• EXCERPTED DATA:
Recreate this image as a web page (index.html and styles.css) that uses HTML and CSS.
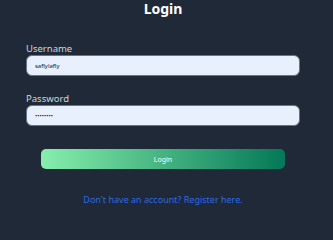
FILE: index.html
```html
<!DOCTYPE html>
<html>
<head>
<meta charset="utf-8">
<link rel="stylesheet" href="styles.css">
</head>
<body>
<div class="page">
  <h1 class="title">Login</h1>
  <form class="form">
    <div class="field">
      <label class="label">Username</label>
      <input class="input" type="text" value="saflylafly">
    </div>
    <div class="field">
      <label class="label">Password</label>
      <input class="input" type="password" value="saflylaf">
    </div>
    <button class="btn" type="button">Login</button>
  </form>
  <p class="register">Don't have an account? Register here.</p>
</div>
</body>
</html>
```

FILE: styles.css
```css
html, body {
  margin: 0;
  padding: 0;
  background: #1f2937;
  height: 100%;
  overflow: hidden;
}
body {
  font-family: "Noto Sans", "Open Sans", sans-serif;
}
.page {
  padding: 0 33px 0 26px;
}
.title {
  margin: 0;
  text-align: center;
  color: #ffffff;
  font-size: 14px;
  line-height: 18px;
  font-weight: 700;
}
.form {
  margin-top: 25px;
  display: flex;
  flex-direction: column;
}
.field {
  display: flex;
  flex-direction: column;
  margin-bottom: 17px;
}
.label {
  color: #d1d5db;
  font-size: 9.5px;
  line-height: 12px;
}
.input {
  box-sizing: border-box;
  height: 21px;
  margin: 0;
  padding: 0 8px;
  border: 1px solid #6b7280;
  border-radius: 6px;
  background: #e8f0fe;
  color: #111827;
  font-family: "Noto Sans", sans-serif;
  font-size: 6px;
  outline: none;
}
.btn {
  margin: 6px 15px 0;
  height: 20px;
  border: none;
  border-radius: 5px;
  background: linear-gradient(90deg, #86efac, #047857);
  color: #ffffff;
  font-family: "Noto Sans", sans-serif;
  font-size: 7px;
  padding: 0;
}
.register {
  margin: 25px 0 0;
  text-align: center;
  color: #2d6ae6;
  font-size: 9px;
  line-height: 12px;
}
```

--

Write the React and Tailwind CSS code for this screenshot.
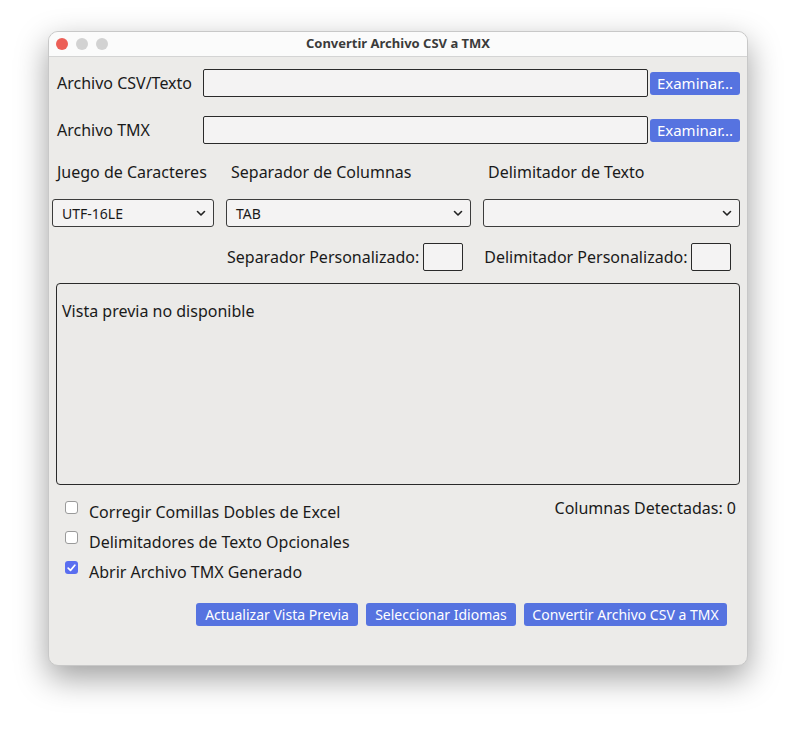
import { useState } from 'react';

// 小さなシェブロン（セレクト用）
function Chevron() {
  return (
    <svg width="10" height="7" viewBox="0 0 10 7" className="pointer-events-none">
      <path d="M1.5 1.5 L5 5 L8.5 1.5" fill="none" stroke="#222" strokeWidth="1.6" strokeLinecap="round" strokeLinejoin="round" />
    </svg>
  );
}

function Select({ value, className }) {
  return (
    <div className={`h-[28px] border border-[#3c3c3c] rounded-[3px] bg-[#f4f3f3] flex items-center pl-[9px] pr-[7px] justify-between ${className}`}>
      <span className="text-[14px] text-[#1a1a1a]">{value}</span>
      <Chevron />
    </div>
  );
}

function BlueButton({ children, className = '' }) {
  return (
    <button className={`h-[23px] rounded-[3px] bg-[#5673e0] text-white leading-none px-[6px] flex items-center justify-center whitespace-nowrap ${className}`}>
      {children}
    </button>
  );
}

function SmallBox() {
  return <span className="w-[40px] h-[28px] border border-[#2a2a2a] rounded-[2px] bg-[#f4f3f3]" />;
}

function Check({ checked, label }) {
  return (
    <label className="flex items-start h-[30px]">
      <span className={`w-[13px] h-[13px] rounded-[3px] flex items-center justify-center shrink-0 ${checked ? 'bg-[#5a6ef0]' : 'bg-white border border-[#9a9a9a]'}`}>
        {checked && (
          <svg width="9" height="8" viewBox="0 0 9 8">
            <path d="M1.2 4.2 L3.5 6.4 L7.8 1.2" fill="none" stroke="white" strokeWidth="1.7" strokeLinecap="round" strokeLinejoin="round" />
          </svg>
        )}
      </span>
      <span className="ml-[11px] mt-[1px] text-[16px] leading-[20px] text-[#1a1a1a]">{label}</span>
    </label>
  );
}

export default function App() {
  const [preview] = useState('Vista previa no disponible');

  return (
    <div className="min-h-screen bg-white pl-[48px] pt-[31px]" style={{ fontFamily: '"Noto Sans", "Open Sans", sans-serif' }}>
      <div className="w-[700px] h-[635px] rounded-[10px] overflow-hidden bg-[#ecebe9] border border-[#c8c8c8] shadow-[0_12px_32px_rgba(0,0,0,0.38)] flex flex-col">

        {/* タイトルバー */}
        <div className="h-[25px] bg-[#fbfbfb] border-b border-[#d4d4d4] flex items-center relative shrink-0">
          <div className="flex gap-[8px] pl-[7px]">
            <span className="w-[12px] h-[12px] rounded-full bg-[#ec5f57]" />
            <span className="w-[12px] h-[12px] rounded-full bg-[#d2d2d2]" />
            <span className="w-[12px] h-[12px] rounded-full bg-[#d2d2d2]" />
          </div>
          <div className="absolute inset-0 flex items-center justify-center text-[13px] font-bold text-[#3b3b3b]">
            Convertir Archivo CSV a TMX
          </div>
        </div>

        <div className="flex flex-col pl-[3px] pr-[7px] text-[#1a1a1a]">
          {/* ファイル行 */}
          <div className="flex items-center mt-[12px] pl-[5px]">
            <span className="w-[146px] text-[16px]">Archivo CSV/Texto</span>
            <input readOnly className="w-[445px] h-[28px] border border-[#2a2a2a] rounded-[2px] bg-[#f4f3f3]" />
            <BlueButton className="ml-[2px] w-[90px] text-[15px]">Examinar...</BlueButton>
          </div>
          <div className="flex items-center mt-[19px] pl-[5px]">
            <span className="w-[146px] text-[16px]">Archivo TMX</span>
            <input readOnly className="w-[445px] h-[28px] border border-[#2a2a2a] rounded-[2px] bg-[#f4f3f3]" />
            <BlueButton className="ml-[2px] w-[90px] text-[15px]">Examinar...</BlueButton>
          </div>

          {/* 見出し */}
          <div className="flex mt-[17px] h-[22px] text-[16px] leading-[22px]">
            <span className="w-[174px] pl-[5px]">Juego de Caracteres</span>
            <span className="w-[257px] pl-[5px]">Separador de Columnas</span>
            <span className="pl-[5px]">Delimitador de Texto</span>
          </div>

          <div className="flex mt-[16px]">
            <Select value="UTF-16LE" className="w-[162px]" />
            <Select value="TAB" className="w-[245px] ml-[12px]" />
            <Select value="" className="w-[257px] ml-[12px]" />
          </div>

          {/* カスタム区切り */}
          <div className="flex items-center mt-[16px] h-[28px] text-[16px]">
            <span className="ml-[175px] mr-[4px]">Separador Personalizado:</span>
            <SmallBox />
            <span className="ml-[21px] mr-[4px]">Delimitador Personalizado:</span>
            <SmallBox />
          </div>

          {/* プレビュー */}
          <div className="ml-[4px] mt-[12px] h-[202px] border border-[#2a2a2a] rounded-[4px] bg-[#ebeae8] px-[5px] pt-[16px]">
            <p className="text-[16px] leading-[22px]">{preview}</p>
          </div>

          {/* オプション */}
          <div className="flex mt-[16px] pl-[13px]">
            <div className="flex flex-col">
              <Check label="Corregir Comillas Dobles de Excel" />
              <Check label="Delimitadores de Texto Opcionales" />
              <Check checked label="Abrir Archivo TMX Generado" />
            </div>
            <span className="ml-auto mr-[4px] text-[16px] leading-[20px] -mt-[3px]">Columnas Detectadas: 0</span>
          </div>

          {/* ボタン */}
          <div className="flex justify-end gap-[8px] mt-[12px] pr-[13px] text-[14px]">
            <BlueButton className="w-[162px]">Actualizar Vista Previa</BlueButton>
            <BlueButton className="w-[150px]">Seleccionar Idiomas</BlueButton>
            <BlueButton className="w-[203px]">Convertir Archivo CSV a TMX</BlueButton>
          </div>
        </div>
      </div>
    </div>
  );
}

• WRITTEN INSTRUCTION:
List all lines in the material containing the string "this".

• RESULT:
Recreate this image as a web page (index.html and styles.css) that uses HTML and CSS.
Write the React and Tailwind CSS code for this screenshot.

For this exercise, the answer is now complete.